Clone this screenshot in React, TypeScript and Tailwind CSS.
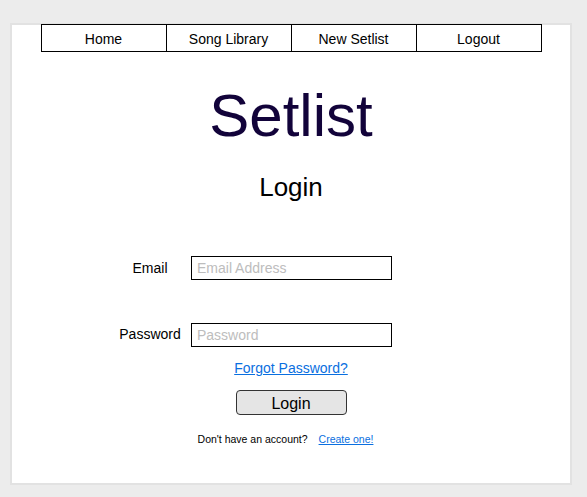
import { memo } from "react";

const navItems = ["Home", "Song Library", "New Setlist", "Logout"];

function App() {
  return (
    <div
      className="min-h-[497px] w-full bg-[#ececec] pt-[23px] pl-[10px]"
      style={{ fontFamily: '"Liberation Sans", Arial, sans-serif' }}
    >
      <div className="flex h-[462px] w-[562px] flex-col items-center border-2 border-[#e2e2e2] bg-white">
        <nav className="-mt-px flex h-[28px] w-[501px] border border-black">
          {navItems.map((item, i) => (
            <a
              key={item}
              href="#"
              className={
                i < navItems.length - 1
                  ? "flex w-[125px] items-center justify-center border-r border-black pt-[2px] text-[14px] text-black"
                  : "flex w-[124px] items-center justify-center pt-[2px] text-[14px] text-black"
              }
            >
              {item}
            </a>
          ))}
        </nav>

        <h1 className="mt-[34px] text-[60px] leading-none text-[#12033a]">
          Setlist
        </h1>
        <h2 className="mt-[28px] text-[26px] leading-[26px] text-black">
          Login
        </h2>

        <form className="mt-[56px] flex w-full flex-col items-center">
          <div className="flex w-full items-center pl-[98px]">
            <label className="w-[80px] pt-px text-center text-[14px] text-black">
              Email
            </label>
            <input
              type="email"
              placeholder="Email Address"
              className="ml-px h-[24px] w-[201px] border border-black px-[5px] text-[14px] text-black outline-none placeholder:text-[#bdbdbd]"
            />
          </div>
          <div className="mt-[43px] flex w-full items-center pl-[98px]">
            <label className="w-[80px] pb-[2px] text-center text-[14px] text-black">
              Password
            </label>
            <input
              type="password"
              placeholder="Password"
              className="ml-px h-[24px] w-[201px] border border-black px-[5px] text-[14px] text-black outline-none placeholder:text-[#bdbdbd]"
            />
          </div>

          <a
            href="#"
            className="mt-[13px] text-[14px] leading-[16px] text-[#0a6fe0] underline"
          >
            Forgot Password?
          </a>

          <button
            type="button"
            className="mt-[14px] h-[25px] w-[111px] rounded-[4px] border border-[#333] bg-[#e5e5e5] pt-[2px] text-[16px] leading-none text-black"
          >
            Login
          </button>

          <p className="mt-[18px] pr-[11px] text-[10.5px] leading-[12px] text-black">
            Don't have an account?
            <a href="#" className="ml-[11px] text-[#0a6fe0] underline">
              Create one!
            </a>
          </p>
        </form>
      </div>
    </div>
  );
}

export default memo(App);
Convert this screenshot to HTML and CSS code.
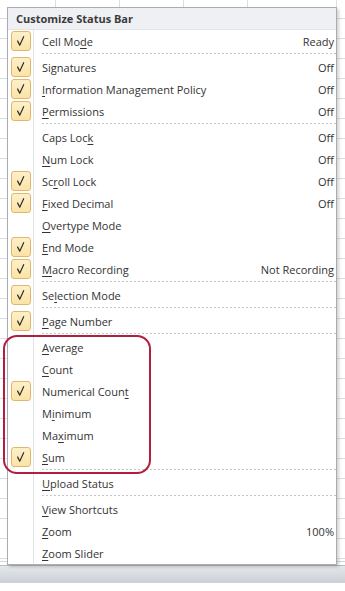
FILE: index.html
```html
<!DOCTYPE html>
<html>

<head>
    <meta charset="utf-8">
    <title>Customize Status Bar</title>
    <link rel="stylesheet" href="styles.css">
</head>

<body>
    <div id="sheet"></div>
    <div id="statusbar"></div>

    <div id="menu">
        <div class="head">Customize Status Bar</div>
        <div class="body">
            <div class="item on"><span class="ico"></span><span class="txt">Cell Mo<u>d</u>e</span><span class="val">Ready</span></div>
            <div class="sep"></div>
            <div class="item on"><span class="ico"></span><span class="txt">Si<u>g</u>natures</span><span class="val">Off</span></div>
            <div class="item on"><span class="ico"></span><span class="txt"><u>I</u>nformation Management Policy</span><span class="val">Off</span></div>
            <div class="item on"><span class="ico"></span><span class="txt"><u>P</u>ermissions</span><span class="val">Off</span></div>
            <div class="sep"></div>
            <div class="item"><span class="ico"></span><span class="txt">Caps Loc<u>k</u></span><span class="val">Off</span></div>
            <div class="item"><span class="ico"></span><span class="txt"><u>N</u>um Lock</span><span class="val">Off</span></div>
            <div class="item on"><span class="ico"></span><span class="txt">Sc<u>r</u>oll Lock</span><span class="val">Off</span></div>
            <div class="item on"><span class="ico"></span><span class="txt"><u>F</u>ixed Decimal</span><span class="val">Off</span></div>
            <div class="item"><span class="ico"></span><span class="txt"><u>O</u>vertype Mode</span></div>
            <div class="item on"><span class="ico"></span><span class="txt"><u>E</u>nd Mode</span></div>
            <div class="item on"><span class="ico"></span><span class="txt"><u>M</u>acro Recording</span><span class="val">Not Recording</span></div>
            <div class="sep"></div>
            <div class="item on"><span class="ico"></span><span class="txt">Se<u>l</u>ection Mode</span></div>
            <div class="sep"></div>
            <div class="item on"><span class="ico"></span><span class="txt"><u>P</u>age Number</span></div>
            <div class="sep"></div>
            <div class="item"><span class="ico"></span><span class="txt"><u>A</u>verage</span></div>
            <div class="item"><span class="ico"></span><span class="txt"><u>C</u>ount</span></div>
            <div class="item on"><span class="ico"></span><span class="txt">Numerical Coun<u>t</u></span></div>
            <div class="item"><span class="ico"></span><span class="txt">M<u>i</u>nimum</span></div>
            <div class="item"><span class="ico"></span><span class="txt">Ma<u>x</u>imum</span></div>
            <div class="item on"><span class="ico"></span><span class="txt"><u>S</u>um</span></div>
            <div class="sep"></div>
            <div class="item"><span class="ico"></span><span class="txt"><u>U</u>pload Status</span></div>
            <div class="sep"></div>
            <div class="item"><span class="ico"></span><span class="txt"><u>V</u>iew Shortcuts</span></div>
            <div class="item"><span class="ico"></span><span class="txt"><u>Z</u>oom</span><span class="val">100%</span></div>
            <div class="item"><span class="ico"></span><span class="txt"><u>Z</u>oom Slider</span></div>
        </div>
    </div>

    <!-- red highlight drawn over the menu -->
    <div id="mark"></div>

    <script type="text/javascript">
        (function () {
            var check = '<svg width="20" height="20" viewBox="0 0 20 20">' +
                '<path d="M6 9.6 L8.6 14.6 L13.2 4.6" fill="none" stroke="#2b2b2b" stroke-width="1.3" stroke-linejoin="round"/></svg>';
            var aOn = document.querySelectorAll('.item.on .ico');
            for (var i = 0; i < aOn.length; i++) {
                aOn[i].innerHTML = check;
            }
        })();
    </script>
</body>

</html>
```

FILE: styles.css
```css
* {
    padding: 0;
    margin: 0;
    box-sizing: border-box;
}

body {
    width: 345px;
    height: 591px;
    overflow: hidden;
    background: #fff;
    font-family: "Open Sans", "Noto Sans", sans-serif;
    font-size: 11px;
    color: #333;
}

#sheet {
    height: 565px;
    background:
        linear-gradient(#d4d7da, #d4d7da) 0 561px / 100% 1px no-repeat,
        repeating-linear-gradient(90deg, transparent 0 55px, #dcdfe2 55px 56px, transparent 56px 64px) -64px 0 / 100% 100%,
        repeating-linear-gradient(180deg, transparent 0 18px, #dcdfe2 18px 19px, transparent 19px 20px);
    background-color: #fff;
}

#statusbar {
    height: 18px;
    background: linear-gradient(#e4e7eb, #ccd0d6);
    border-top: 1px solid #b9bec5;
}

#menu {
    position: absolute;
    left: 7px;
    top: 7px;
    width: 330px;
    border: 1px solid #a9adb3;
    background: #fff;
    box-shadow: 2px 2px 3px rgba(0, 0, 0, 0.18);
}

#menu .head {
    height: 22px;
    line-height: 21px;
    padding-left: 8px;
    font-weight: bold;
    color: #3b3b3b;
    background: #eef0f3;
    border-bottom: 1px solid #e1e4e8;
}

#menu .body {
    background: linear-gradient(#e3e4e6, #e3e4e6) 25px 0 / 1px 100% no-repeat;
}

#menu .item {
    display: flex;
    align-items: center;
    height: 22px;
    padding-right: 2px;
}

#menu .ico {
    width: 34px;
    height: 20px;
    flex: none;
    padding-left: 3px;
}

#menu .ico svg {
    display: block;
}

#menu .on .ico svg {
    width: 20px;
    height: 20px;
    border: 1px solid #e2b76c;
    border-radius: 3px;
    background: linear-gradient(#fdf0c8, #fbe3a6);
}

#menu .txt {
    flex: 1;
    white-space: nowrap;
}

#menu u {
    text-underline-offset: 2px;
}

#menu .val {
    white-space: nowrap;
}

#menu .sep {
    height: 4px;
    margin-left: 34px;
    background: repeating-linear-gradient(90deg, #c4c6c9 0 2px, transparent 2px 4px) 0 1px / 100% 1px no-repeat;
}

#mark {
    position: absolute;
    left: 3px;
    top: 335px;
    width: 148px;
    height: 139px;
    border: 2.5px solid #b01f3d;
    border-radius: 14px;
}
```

--*--

Above are records; say how many of their lines contain the word "this", giving only the number.

2